• _DIRECTIVE_: Write out the data below in full, unchanged, minus the images.

[Begin DATA SECTION]

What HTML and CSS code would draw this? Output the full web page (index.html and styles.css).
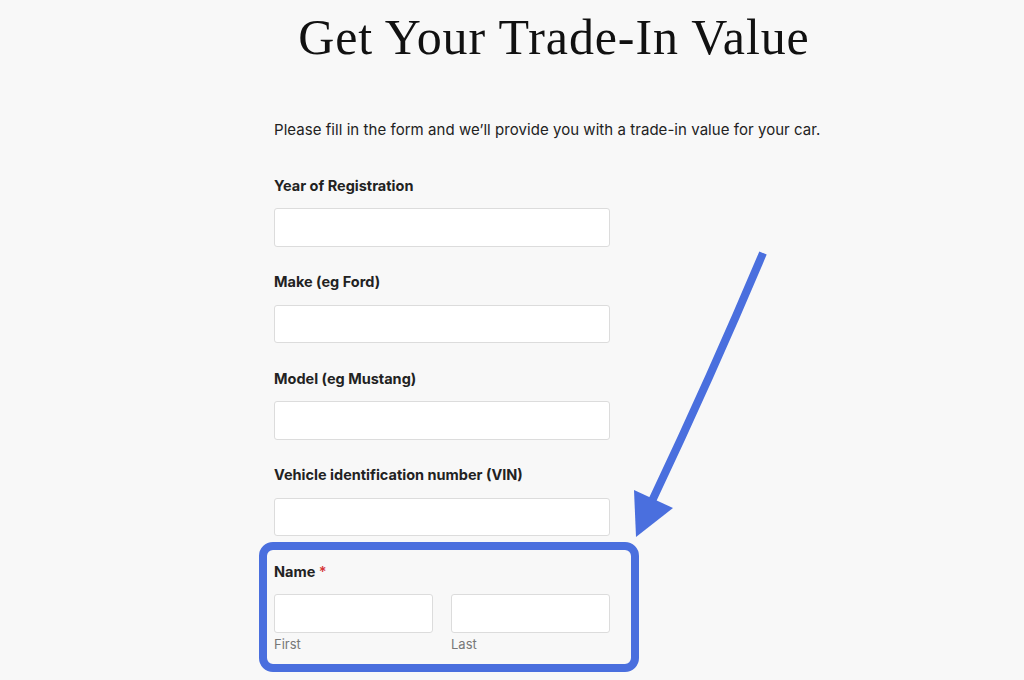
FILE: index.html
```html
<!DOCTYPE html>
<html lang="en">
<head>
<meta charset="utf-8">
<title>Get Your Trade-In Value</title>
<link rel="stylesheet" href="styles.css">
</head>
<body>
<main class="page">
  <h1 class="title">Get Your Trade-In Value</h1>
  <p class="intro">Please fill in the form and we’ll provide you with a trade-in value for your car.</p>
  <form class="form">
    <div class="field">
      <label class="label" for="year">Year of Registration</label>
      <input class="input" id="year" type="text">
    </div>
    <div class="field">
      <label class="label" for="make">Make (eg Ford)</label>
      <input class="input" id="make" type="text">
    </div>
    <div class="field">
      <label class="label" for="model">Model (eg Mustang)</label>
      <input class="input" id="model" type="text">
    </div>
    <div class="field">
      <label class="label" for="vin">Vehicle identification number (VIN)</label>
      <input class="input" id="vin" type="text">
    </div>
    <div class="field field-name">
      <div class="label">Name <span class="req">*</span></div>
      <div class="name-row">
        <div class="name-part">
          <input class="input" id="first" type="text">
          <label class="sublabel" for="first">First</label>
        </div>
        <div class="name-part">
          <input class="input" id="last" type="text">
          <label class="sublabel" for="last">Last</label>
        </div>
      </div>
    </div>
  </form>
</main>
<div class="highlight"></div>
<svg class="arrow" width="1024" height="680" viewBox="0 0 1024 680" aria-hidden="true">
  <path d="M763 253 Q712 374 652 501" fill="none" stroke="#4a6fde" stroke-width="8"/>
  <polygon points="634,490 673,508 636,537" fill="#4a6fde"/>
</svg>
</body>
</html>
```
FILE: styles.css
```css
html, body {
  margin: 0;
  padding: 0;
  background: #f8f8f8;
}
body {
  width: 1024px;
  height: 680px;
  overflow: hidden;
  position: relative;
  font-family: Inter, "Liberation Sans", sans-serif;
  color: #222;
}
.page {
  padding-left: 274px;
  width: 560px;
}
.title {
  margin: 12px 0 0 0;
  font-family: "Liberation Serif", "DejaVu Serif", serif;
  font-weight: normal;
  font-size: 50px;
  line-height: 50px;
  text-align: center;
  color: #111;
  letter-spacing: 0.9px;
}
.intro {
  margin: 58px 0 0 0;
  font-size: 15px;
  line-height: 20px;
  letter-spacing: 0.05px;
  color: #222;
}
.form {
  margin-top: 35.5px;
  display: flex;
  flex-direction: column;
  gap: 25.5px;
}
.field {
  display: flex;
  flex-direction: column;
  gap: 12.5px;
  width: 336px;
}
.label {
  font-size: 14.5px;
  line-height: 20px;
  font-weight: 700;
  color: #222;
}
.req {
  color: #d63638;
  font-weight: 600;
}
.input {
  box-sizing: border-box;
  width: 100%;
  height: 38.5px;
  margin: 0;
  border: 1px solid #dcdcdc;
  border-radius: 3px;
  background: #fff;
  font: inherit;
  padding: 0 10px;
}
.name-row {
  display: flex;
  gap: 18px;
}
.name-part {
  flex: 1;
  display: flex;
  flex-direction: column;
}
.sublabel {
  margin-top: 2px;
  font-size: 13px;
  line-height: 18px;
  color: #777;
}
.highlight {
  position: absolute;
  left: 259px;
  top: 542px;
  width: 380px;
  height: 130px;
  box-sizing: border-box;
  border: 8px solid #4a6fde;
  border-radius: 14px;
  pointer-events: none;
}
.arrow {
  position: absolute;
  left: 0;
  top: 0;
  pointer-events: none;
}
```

[End DATA SECTION]

• _ANSWER TO THE EXERCISE_:
What HTML and CSS code would draw this? Output the full web page (index.html and styles.css).
FILE: index.html
```html
<!DOCTYPE html>
<html lang="en">
<head>
<meta charset="utf-8">
<title>Get Your Trade-In Value</title>
<link rel="stylesheet" href="styles.css">
</head>
<body>
<main class="page">
  <h1 class="title">Get Your Trade-In Value</h1>
  <p class="intro">Please fill in the form and we’ll provide you with a trade-in value for your car.</p>
  <form class="form">
    <div class="field">
      <label class="label" for="year">Year of Registration</label>
      <input class="input" id="year" type="text">
    </div>
    <div class="field">
      <label class="label" for="make">Make (eg Ford)</label>
      <input class="input" id="make" type="text">
    </div>
    <div class="field">
      <label class="label" for="model">Model (eg Mustang)</label>
      <input class="input" id="model" type="text">
    </div>
    <div class="field">
      <label class="label" for="vin">Vehicle identification number (VIN)</label>
      <input class="input" id="vin" type="text">
    </div>
    <div class="field field-name">
      <div class="label">Name <span class="req">*</span></div>
      <div class="name-row">
        <div class="name-part">
          <input class="input" id="first" type="text">
          <label class="sublabel" for="first">First</label>
        </div>
        <div class="name-part">
          <input class="input" id="last" type="text">
          <label class="sublabel" for="last">Last</label>
        </div>
      </div>
    </div>
  </form>
</main>
<div class="highlight"></div>
<svg class="arrow" width="1024" height="680" viewBox="0 0 1024 680" aria-hidden="true">
  <path d="M763 253 Q712 374 652 501" fill="none" stroke="#4a6fde" stroke-width="8"/>
  <polygon points="634,490 673,508 636,537" fill="#4a6fde"/>
</svg>
</body>
</html>
```
FILE: styles.css
```css
html, body {
  margin: 0;
  padding: 0;
  background: #f8f8f8;
}
body {
  width: 1024px;
  height: 680px;
  overflow: hidden;
  position: relative;
  font-family: Inter, "Liberation Sans", sans-serif;
  color: #222;
}
.page {
  padding-left: 274px;
  width: 560px;
}
.title {
  margin: 12px 0 0 0;
  font-family: "Liberation Serif", "DejaVu Serif", serif;
  font-weight: normal;
  font-size: 50px;
  line-height: 50px;
  text-align: center;
  color: #111;
  letter-spacing: 0.9px;
}
.intro {
  margin: 58px 0 0 0;
  font-size: 15px;
  line-height: 20px;
  letter-spacing: 0.05px;
  color: #222;
}
.form {
  margin-top: 35.5px;
  display: flex;
  flex-direction: column;
  gap: 25.5px;
}
.field {
  display: flex;
  flex-direction: column;
  gap: 12.5px;
  width: 336px;
}
.label {
  font-size: 14.5px;
  line-height: 20px;
  font-weight: 700;
  color: #222;
}
.req {
  color: #d63638;
  font-weight: 600;
}
.input {
  box-sizing: border-box;
  width: 100%;
  height: 38.5px;
  margin: 0;
  border: 1px solid #dcdcdc;
  border-radius: 3px;
  background: #fff;
  font: inherit;
  padding: 0 10px;
}
.name-row {
  display: flex;
  gap: 18px;
}
.name-part {
  flex: 1;
  display: flex;
  flex-direction: column;
}
.sublabel {
  margin-top: 2px;
  font-size: 13px;
  line-height: 18px;
  color: #777;
}
.highlight {
  position: absolute;
  left: 259px;
  top: 542px;
  width: 380px;
  height: 130px;
  box-sizing: border-box;
  border: 8px solid #4a6fde;
  border-radius: 14px;
  pointer-events: none;
}
.arrow {
  position: absolute;
  left: 0;
  top: 0;
  pointer-events: none;
}
```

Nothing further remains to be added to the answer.